Pohadka (Chandos)

The Czechs always have talent to spare on the bench

Lebrecht's Album of the Week

★★★★☆

The Czechs and Hungarians, two of the most musical nations on earth, keep their treasures as far apart as the remote languages they speak. The Czechs belong to the Slavonic group of languages, the Hungarians to the Finno-Ugaritic. The rhythms of their music, dictated by speech patterns, are seldom heard in the same programme. Don’t ask me why.

Something by Bartok might have scored better for the Hungarian side

Two British musicians have crossed the invisible border on this recording, alternating Janacek with Kodaly and Dvorak with Andras Mihaly.

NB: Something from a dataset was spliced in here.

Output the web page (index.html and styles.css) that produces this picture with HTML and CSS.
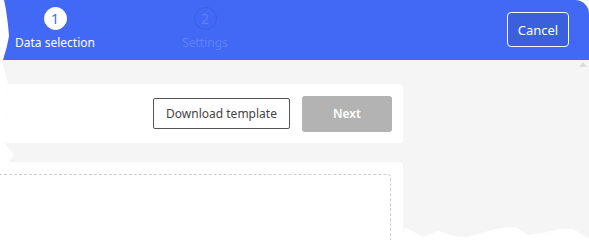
FILE: index.html
```html
<!DOCTYPE html>
<html lang="en">
<head>
    <meta charset="UTF-8">
    <meta name="viewport" content="width=device-width, initial-scale=1.0">
    <title>Import data</title>

    <link rel="stylesheet" href="styles.css">
</head>
<body>
<div class="frame">
    <header class="topbar">
        <ol class="steps">
            <li class="step active">
                <span class="num">1</span>
                <span class="label">Data selection</span>
            </li>
            <li class="step">
                <span class="num">2</span>
                <span class="label">Settings</span>
            </li>
        </ol>
        <button class="cancel">Cancel</button>
    </header>

    <div class="page">
        <main class="content">
            <section class="card actions">
                <button class="btn-outline">Download template</button>
                <button class="btn-next" disabled>Next</button>
            </section>
            <section class="card upload">
                <div class="dropzone"></div>
            </section>
        </main>
        <span class="scroll-up"></span>
    </div>
</div>
</body>
</html>
```

FILE: styles.css
```css
body {
    margin: 0;
    background-color: #fff;
    font-family: "Noto Sans", "Open Sans", sans-serif;
}

.frame {
    position: relative;
    width: 589px;
    height: 240px;
    overflow: hidden;
    /* torn screenshot edges */
    clip-path: polygon(4px 0, 6px 10px, 8px 25px, 9px 36px, 7px 46px, 5px 53px, 3px 60px, 2px 62px,
        8px 83px, 8px 84px, 5px 143px, 14px 156px, 8px 162px, 0 170px, 0 240px, 400px 240px,
        405px 227px, 423px 237px, 438px 231px, 453px 236px, 468px 237px, 485px 232px, 500px 228px,
        515px 227px, 528px 235px, 543px 233px, 560px 229px, 573px 229px, 588px 238px, 589px 238px, 589px 0);
}

.topbar {
    display: flex;
    justify-content: space-between;
    align-items: flex-start;
    height: 60px;
    padding-right: 20px;
    background-color: #4169f5;
    border-top-right-radius: 14px;
}

.steps {
    display: flex;
    gap: 40px;
    margin: 0;
    padding: 0;
    list-style: none;
}

.step {
    display: flex;
    flex-direction: column;
    align-items: center;
    width: 110px;
    padding-top: 7px;
}

.num {
    width: 23px;
    height: 23px;
    box-sizing: border-box;
    border: 1px solid #3a5fe2;
    border-radius: 50%;
    font-size: 14px;
    line-height: 21px;
    text-align: center;
    color: #5f80f6;
}

.label {
    margin-top: 4px;
    font-size: 12px;
    line-height: 17px;
    color: #5f80f6;
}

.step.active .num {
    background-color: #fff;
    border-color: #fff;
    color: #4169f5;
}

.step.active .label {
    color: #fff;
}

.cancel {
    margin-top: 12px;
    width: 62px;
    height: 35px;
    border: 1px solid #fff;
    border-radius: 4px;
    background-color: #3b5fdd;
    color: #fff;
    font-family: inherit;
    font-size: 13px;
    cursor: pointer;
}

.page {
    height: 180px;
    background-color: #f5f5f5;
}

.content {
    width: 423px;
    margin-left: -20px;
    padding-top: 24px;
}

.card {
    background-color: #fff;
    border-radius: 4px;
}

.actions {
    display: flex;
    justify-content: flex-end;
    align-items: center;
    gap: 12px;
    height: 59px;
    padding-right: 11px;
}

.btn-outline {
    width: 137px;
    height: 31px;
    border: 1px solid #555;
    border-radius: 2px;
    background-color: #fff;
    color: #444;
    font-family: inherit;
    font-size: 12px;
    cursor: pointer;
}

.btn-next {
    width: 90px;
    height: 36px;
    border: none;
    border-radius: 3px;
    background-color: #b3b3b3;
    color: #fff;
    font-family: inherit;
    font-size: 12px;
    font-weight: 600;
}

.upload {
    margin-top: 19px;
    padding: 12px 12px 0 0;
}

.dropzone {
    height: 200px;
    border: 1px dashed #ccc;
    border-radius: 4px;
}

.scroll-up {
    position: absolute;
    top: 62px;
    right: 2px;
    border-left: 4px solid transparent;
    border-right: 4px solid transparent;
    border-bottom: 5px solid #dcdcdc;
}
```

Cellist Laura van der Heijden is a former BBC Young Musician of the Year and the Welshman Jams Coleman is a fast-rising piano collaborator.

They have most to say in Janacek’s Pohadka (fairytale) suite and in the cello conversion of his 1914 violin sonata. The directness of Janacek’s communication is a never-ceasing source of wonder and Laura’s cello tone does not sound out of place in the violin sonata.

Kodaly, even in his famed opus 4 cello sonata, never quite matches the Czech composer’s fantasy. Mihaly’s cello-piano movement, written for Kodaly’s 80th birthday, gives little expressive nods to the absent Bartok; something by Bartok might have scored better for the Hungarian side. 

The surprise winner on this album is a three-minute piece by Vitezslava Kapralova, the phenomenally gifted girlfriend of Bohuslav Martinu who died in France in 1940, tragically young at 25. Where the Hungarians have a midfield of Dohnanyi, Bartok and Kodaly, the Czechs always have talent to spare on the bench.